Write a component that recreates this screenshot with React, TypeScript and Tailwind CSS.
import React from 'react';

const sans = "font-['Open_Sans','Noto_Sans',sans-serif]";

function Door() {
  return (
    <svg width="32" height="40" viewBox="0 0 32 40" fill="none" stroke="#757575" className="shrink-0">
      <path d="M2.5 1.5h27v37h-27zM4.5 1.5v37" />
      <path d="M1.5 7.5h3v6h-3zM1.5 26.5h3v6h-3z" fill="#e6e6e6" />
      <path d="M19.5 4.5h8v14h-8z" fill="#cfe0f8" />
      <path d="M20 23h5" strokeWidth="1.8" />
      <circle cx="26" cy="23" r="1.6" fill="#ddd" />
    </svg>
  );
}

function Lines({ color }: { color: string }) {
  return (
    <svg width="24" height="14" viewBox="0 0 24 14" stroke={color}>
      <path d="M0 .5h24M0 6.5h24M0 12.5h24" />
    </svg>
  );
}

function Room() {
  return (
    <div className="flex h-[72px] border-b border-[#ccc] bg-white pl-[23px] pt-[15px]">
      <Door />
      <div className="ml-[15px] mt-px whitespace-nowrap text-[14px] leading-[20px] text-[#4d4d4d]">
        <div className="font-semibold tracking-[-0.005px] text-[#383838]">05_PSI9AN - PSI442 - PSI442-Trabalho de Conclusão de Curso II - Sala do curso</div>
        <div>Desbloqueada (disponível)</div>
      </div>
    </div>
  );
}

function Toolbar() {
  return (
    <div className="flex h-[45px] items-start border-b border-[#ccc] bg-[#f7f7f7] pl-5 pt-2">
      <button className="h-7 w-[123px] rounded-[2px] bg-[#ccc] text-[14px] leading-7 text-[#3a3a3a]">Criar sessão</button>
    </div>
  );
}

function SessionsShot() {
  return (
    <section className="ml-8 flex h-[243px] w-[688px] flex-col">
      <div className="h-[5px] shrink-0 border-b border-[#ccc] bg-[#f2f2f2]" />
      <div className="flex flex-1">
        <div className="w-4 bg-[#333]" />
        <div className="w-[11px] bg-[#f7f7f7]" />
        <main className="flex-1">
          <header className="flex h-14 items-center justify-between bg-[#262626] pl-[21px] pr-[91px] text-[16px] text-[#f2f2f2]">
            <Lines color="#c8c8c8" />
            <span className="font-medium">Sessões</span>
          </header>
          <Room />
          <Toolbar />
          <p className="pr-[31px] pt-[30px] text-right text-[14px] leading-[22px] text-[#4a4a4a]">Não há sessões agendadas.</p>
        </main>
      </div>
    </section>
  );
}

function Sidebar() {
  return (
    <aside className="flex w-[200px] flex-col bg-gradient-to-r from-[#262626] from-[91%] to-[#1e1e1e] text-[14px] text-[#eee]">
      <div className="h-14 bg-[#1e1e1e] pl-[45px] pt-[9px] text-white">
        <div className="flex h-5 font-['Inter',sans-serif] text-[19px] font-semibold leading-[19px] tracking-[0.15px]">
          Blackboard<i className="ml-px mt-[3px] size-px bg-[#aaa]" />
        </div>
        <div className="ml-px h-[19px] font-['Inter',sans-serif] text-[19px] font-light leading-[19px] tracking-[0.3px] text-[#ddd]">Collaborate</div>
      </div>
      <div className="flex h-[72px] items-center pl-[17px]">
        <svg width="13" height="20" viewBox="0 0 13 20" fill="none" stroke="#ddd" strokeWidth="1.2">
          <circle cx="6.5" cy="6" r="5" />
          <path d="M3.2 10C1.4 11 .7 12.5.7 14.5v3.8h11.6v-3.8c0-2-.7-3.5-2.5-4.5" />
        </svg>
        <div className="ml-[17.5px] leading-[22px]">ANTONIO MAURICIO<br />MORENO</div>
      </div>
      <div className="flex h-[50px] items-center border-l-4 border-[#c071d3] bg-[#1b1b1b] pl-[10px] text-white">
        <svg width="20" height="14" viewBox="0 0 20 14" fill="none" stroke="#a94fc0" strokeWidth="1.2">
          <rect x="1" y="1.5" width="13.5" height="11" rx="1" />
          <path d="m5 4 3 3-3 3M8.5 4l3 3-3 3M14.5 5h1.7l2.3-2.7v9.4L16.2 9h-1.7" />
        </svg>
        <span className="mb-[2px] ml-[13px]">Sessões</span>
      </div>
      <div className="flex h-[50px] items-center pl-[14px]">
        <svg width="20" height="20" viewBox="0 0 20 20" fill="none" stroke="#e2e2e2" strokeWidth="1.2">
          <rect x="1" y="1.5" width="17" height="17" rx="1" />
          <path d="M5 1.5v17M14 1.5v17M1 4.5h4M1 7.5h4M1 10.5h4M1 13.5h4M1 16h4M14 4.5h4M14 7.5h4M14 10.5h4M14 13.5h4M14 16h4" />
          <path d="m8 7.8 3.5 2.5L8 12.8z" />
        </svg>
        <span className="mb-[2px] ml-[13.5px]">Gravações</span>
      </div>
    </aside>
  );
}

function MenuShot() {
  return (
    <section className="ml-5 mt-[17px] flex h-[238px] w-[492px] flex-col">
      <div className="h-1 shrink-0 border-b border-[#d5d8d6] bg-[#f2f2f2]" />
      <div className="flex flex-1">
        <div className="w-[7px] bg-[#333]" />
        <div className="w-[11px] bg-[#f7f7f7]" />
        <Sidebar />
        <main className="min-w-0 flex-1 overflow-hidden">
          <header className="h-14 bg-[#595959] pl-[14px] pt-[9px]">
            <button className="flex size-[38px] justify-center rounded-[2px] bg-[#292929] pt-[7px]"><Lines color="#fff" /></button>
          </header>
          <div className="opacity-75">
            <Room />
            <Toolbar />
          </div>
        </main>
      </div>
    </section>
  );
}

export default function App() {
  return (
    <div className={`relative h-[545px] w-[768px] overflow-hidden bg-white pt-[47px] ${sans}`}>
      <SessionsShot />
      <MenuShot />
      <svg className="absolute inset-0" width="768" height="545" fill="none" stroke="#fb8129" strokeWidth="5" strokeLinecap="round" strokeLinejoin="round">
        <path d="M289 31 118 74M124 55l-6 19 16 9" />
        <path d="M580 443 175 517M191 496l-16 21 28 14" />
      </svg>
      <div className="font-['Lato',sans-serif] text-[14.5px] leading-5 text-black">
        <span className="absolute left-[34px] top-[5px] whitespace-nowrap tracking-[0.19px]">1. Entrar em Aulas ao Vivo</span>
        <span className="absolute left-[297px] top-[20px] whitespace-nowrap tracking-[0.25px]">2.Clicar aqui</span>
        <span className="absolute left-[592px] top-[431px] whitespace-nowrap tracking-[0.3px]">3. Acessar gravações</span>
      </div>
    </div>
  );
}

* * *

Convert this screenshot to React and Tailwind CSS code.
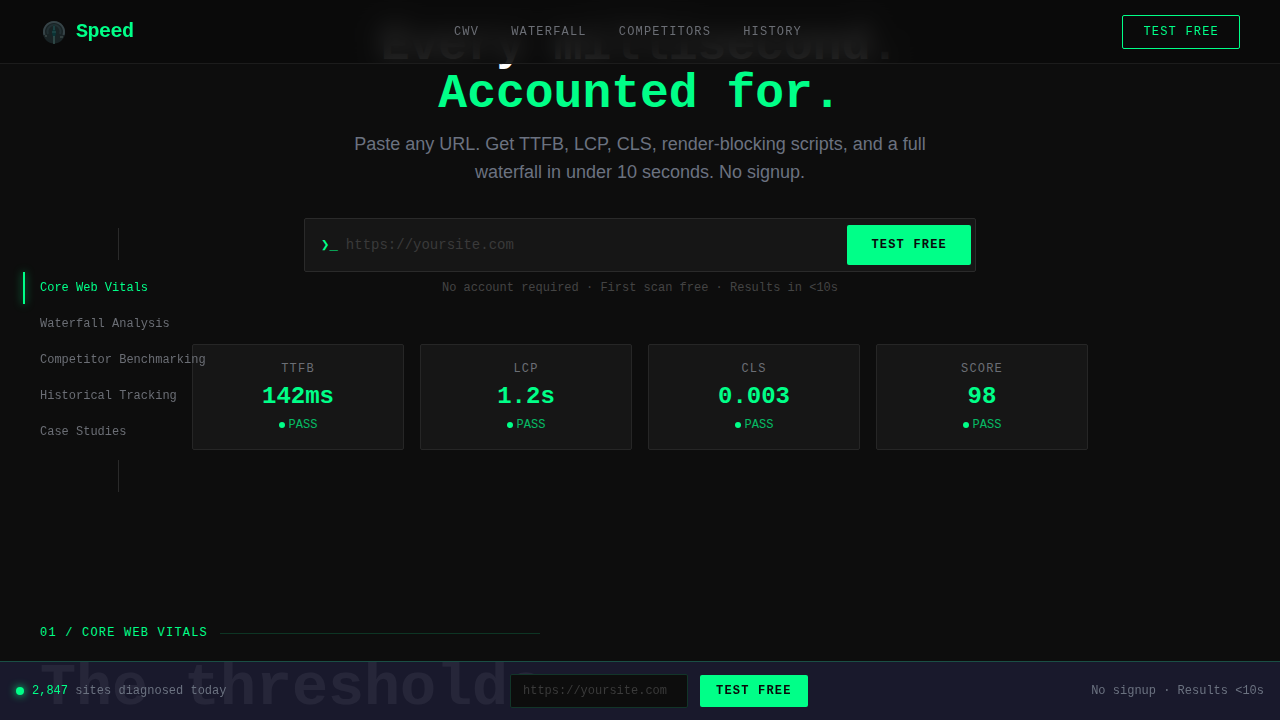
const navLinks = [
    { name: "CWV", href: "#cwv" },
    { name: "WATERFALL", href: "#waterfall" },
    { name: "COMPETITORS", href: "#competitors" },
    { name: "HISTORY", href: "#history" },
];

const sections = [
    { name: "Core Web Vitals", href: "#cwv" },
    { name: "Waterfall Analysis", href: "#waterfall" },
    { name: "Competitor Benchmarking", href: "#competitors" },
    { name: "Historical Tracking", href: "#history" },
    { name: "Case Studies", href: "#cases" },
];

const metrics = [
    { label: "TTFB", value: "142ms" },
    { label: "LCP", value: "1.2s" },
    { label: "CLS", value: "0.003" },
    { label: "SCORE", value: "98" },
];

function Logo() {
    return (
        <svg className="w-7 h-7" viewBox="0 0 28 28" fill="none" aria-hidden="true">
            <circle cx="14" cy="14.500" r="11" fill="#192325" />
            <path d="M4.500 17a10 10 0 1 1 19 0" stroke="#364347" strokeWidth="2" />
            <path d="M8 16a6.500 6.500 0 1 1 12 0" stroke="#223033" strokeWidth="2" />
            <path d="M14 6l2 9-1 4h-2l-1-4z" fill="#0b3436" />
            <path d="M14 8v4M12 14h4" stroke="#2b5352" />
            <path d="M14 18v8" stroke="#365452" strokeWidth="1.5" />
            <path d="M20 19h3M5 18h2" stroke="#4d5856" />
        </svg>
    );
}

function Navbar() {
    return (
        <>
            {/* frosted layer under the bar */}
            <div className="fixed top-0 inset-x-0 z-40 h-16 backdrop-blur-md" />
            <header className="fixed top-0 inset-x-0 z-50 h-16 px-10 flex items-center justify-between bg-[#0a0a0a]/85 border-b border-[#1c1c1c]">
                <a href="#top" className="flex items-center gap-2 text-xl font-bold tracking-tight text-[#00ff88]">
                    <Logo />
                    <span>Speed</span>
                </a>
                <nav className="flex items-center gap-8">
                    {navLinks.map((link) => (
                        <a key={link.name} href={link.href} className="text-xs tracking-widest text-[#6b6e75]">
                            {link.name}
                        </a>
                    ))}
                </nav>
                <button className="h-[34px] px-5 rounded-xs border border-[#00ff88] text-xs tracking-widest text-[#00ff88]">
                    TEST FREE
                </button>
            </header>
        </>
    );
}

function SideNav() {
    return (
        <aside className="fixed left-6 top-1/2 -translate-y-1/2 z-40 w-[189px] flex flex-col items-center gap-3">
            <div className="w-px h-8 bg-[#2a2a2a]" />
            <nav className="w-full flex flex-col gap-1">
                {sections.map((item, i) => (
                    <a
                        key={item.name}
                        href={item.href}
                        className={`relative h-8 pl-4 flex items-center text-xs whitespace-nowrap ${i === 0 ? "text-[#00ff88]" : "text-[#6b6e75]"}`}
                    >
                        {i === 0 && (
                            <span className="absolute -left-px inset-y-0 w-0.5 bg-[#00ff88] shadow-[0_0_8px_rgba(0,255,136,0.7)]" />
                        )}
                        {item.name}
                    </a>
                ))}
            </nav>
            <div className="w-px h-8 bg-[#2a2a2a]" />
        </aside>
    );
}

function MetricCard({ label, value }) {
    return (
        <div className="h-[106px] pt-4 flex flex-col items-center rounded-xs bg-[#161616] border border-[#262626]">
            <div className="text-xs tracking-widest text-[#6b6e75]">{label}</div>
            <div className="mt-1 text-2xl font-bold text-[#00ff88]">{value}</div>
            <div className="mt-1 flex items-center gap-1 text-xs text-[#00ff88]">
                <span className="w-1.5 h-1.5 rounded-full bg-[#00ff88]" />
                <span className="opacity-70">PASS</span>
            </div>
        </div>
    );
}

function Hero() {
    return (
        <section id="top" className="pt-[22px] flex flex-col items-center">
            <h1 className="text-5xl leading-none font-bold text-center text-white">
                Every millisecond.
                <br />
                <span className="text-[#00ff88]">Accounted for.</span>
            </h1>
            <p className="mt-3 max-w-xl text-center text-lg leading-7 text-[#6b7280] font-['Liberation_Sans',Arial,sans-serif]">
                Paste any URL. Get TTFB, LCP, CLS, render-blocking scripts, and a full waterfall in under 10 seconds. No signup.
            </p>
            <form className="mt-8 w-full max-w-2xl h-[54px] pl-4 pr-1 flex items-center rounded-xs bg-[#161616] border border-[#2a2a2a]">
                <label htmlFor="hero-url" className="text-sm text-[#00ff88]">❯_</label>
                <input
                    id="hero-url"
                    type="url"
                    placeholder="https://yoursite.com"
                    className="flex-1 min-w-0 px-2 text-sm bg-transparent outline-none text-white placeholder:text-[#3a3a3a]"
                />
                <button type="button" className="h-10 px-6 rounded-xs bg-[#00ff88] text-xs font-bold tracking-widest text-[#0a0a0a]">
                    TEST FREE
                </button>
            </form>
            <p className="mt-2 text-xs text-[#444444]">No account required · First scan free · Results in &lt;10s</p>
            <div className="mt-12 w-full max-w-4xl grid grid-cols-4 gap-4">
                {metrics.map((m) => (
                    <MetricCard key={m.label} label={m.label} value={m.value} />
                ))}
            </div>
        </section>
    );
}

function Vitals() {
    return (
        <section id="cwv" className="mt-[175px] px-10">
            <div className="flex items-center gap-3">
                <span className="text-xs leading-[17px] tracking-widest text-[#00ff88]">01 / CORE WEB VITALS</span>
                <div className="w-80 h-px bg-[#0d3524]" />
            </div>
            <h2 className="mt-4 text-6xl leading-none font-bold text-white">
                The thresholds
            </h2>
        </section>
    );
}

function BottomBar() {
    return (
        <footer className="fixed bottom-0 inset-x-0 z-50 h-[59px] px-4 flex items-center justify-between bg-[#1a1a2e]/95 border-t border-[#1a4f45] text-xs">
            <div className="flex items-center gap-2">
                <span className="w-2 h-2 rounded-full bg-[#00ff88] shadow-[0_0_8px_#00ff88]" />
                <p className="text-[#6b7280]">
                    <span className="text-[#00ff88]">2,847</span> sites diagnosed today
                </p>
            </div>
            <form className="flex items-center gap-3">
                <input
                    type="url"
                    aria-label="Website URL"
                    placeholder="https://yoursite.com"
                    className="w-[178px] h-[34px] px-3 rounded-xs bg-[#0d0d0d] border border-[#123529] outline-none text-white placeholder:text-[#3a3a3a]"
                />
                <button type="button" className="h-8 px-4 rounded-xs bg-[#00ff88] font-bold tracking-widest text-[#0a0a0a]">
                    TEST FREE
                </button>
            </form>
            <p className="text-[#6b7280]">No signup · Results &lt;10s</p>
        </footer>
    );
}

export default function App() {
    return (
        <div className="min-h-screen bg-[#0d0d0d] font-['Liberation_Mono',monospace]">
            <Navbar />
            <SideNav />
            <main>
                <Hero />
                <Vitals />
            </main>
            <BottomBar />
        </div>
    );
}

**WORK TO COMPLETE:**
Go through the preceding material and copy each line that has the word "this".

**THE SOLUTION:**
Write a component that recreates this screenshot with React, TypeScript and Tailwind CSS.
Convert this screenshot to React and Tailwind CSS code.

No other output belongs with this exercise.